Within social housing are two subcategories, city-owned and operated facilities and privately-owned complexes, which have contracts with social agencies such as March of Dimes or Good Shepherd. These agencies’ clients are judiciously mixed with tenants paying affordable rent. Such is the case at St. John’s Place, where I live.
The ‘homeless,’ an emotive term as well as identifiable group, can be roughly compared to Karl Marx’s amorphous lumpenproletariat. The homeless are invisible, fiercely independent and, by and large, incapable of being politically galvanized.
Shifting from Karl Marx to Jane Jacobs, from dialectic-based determinism to progressive urbanism, I believe the concept of mixed housing is the key to building community.
The first thing I saw visiting Detroit in the mid-1980s was block upon block of crumbling, unmixed housing. There is a well known term initially associated with one ethno-religious group that has been given to this type of brutal, unmixed housing.

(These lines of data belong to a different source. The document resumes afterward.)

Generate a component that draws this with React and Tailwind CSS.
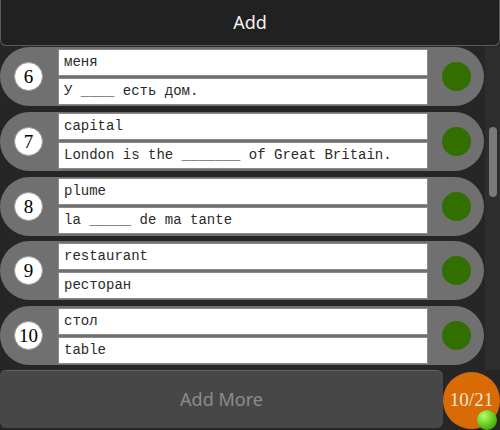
import React from 'react';

const rows = [
  { n: 6, word: 'меня', sentence: 'У ____ есть дом.' },
  { n: 7, word: 'capital', sentence: 'London is the _______ of Great Britain.' },
  { n: 8, word: 'plume', sentence: 'la _____ de ma tante' },
  { n: 9, word: 'restaurant', sentence: 'ресторан' },
  { n: 10, word: 'стол', sentence: 'table' },
];

function Field({ children }) {
  return (
    <div className="h-[27px] bg-white border border-[#8a8a8a] flex items-center pl-[5px] text-[14px] text-[#2a2a2a] whitespace-pre font-['Liberation_Mono',monospace]">
      {children}
    </div>
  );
}

function Row({ item }) {
  return (
    <div className="h-[59px] w-[484px] rounded-[30px] bg-[#707070] flex items-center pl-[14px] pr-[13px] shrink-0">
      <div className="w-[29px] h-[29px] rounded-full bg-white border border-[#999] flex items-center justify-center text-[19px] text-black font-['Liberation_Serif',serif] leading-none shrink-0">
        {item.n}
      </div>
      <div className="ml-[15px] w-[370px] flex flex-col gap-[2px]">
        <Field>{item.word}</Field>
        <Field>{item.sentence}</Field>
      </div>
      <div className="ml-[14px] w-[29px] h-[29px] rounded-full bg-[#336e00] shrink-0" />
    </div>
  );
}

export default function App() {
  return (
    <div className="w-[500px] h-[430px] bg-[#262626] relative overflow-hidden flex flex-col font-['Noto_Sans',sans-serif]">
      {/* Header */}
      <div className="h-[46px] shrink-0 bg-[#212121] border border-t-0 border-[#5a5a5a] rounded-b-[6px] flex items-center justify-center text-[18px] text-[#f2f2f2]">
        Add
      </div>

      {/* List + scrollbar */}
      <div className="flex h-[324px] overflow-hidden">
        <div className="flex-1 flex flex-col gap-[5.75px] pt-[1px]">
          {rows.map((r) => (
            <Row key={r.n} item={r} />
          ))}
        </div>
        <div className="w-[15px] bg-[#2d2d2d] relative">
          <div className="absolute left-[4px] top-[81px] w-[8px] h-[70px] rounded-full bg-[#7a7a7a]" />
        </div>
      </div>

      {/* Footer */}
      <div className="flex h-[58px]">
        <div className="w-[443px] h-[58px] bg-[#474747] border-t border-[#626262] rounded-[6px] flex items-center justify-center text-[18px] text-[#8c8c8c]">
          Add More
        </div>
      </div>

      {/* Counter badge */}
      <div className="absolute left-[443px] top-[372px] w-[57px] h-[57px] rounded-full bg-[#d86b05] flex items-center justify-center text-[19px] text-[#f6e6d4] font-['Liberation_Serif',serif]">
        10/21
      </div>
      <div className="absolute left-[477px] top-[410px] w-[20px] h-[20px] rounded-full bg-[radial-gradient(circle_at_35%_30%,#b6ff6a,#5cc21a_55%,#2f8a00)]" />
    </div>
  );
}
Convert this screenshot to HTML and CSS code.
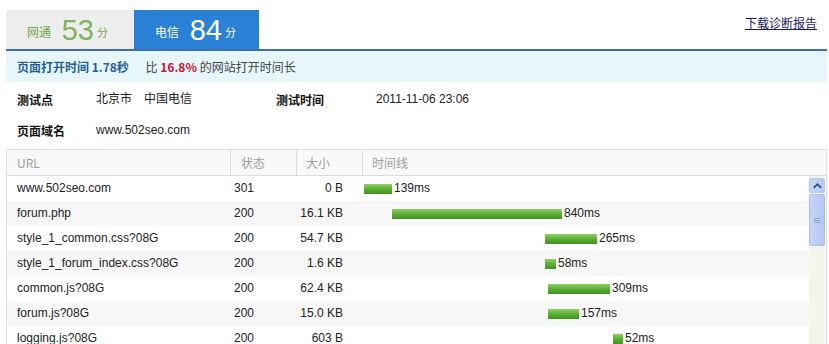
FILE: index.html
```html
<!DOCTYPE html>
<html lang="zh-CN">
<head>
    <meta charset="UTF-8">
    <title>测速报告</title>
    <link rel="stylesheet" href="styles.css">
</head>
<body>
    <div class="page">
        <!-- 运营商标签 -->
        <div class="tabs">
            <div class="tab tab-off">网通 <span class="score">53</span><span class="unit">分</span></div>
            <div class="tab tab-on">电信 <span class="score">84</span><span class="unit">分</span></div>
            <a class="download" href="#">下载诊断报告</a>
        </div>

        <div class="summary">
            <b class="sum-title">页面打开时间 1.78秒</b>
            <span class="sum-text">比 <b class="pct">16.8%</b> 的网站打开时间长</span>
        </div>

        <div class="info">
            <div class="info-row">
                <span class="label">测试点</span>
                <span class="val">北京市</span>
                <span class="val val-isp">中国电信</span>
                <span class="label label-time">测试时间</span>
                <span class="val">2011-11-06 23:06</span>
            </div>
            <div class="info-row">
                <span class="label">页面域名</span>
                <span class="val">www.502seo.com</span>
            </div>
        </div>

        <div class="grid">
            <div class="grid-head">
                <div class="c-url">URL</div>
                <div class="c-st">状态</div>
                <div class="c-sz">大小</div>
                <div class="c-tl">时间线</div>
            </div>
            <div class="grid-body">
                <div class="rows" id="rows"></div>
                <div class="scrollbar">
                    <div class="sb-btn"><svg viewBox="0 0 10 6" width="9" height="6"><path d="M1 5 L5 1 L9 5" fill="none" stroke="#2d4a86" stroke-width="2"/></svg></div>
                    <div class="sb-thumb"><span></span><span></span><span></span></div>
                </div>
            </div>
        </div>
    </div>

    <script>
        // 资源列表: url, 状态, 大小, 开始位置(px), 宽度(px), 耗时
        const items = [
            ['www.502seo.com', '301', '0 B', 2, 28, '139ms'],
            ['forum.php', '200', '16.1 KB', 30, 170, '840ms'],
            ['style_1_common.css?08G', '200', '54.7 KB', 183, 52, '265ms'],
            ['style_1_forum_index.css?08G', '200', '1.6 KB', 183, 11, '58ms'],
            ['common.js?08G', '200', '62.4 KB', 186, 62, '309ms'],
            ['forum.js?08G', '200', '15.0 KB', 186, 31, '157ms'],
            ['logging.js?08G', '200', '603 B', 251, 10, '52ms']
        ];
        const rows = document.getElementById('rows');
        items.forEach(it => {
            const row = document.createElement('div');
            row.className = 'row';
            row.innerHTML =
                '<div class="c-url">' + it[0] + '</div>' +
                '<div class="c-st">' + it[1] + '</div>' +
                '<div class="c-sz">' + it[2] + '</div>' +
                '<div class="c-tl"><i class="bar" style="margin-left:' + it[3] + 'px;width:' + it[4] + 'px"></i>' + it[5] + '</div>';
            rows.appendChild(row);
        });
    </script>
</body>
</html>
```

FILE: styles.css
```css
body {
    margin: 0;
    background: #fff;
    font-family: "Liberation Sans", Arial, "Noto Sans CJK SC", sans-serif;
    font-size: 12px;
    color: #222;
    overflow: hidden;
}

.page {
    padding: 10px 2px 0 6px;
}

.tabs {
    display: flex;
    align-items: stretch;
    height: 39px;
    border-bottom: 2px solid #3f6fa6;
}

.tab {
    width: 128px;
    box-sizing: border-box;
    padding: 5px 0 0 21px;
    font-size: 12px;
    line-height: 30px;
    font-family: "Noto Sans CJK SC", sans-serif;
}

.tab-off {
    background: #ededed;
    color: #6fa74e;
}

.tab-on {
    width: 125px;
    background: #2a80d5;
    color: #fff;
}

.score {
    font-family: "Liberation Sans", Arial, sans-serif;
    font-size: 29px;
    margin: 0 3px 0 8px;
    vertical-align: -3px;
}

.tab-off .score {
    color: #7fb25e;
}

.unit {
    font-size: 11px;
}

.download {
    margin-left: auto;
    margin-right: 10px;
    margin-top: 4px;
    color: #1b1b5e;
    font-family: "Noto Sans CJK SC", sans-serif;
    font-size: 12px;
}

.summary {
    background: #e7f6fb;
    height: 31px;
    line-height: 31px;
    padding-left: 11px;
    font-family: "Noto Sans CJK SC", sans-serif;
}

.sum-title {
    color: #235f91;
    margin-right: 14px;
}

.sum-text {
    color: #444;
}

.pct {
    color: #c8152f;
}

.info {
    padding: 2px 0 3px 11px;
}

.info-row {
    display: flex;
    height: 31px;
    line-height: 31px;
}

.label {
    width: 79px;
    font-weight: bold;
    font-family: "Noto Sans CJK SC", sans-serif;
    color: #111;
}

.val {
    font-family: "Liberation Sans", Arial, "Noto Sans CJK SC", sans-serif;
    color: #222;
    margin-right: 12px;
}

.val-isp {
    margin-right: 0;
    width: 132px;
}

.label-time {
    width: 100px;
}

.grid {
    border: 1px solid #dedede;
    border-bottom: none;
}

.grid-head,
.row {
    display: flex;
    height: 25px;
    line-height: 25px;
}

.grid-head {
    background: #f9f9f9;
    color: #9d9d9d;
    border-bottom: 1px solid #dcdcdc;
    font-family: "Noto Sans CJK SC", sans-serif;
}

.grid-head > div + div {
    border-left: 1px solid #dcdcdc;
}

.c-url {
    width: 213px;
    padding-left: 10px;
}

.c-st {
    width: 60px;
    padding-left: 4px;
}

.grid-head .c-st {
    padding-left: 10px;
    width: 55px;
}

.c-sz {
    width: 49px;
    padding-right: 16px;
    text-align: right;
}

.grid-head .c-sz {
    text-align: left;
    padding: 0 0 0 9px;
    width: 56px;
}

.c-tl {
    flex: 1;
    padding-left: 9px;
}

.grid-body {
    display: flex;
}

.rows {
    flex: 1;
}

.row:nth-child(even) {
    background: #f7f7f7;
}

.row .c-tl {
    padding-left: 3px;
    display: flex;
    align-items: center;
}

.bar {
    display: block;
    height: 10px;
    margin-right: 2px;
    background: linear-gradient(#8fd167, #5aae33 50%, #3f9220);
}

.scrollbar {
    width: 16px;
    margin-right: 1px;
    background: #f4f4ee;
    padding-top: 2px;
}

.sb-btn {
    height: 13px;
    margin: 0 0 1px;
    border: 1px solid #b9c9ec;
    border-radius: 2px;
    background: linear-gradient(90deg, #c9d6f5, #b7c9f2);
    display: flex;
    align-items: center;
    justify-content: center;
}

.sb-thumb {
    height: 50px;
    border: 1px solid #a9bee9;
    border-radius: 2px;
    background: linear-gradient(90deg, #c6d4f7, #b4c6f3);
    display: flex;
    flex-direction: column;
    align-items: center;
    justify-content: center;
    gap: 1px;
}

.sb-thumb span {
    width: 6px;
    height: 1px;
    background: #8ea6dc;
}
```
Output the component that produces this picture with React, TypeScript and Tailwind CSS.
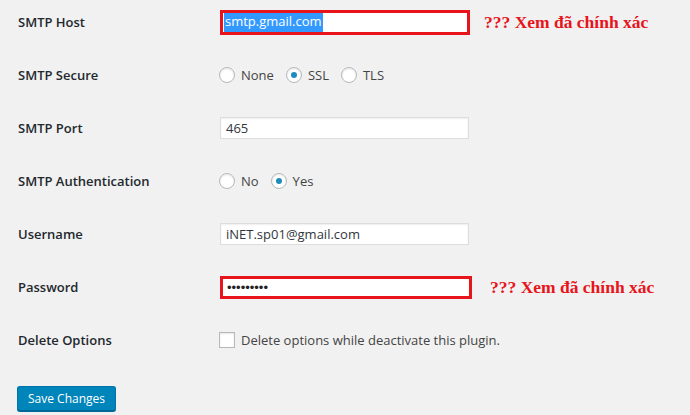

While social housing itself cannot reasonably be mixed, the edifice in which tenants are lodged can and should be located amid other types of living arrangements, especially of the propertied kind.
Affordable housing and tenant right activists may balk at the aforementioned simplifications. There are new types of living arrangements like faith-based supportive housing that upset my analysis. Then there are phenomena like senior isolation and mental illness. However, the fact remains that people living in social housing are second-class citizens in Canadian society.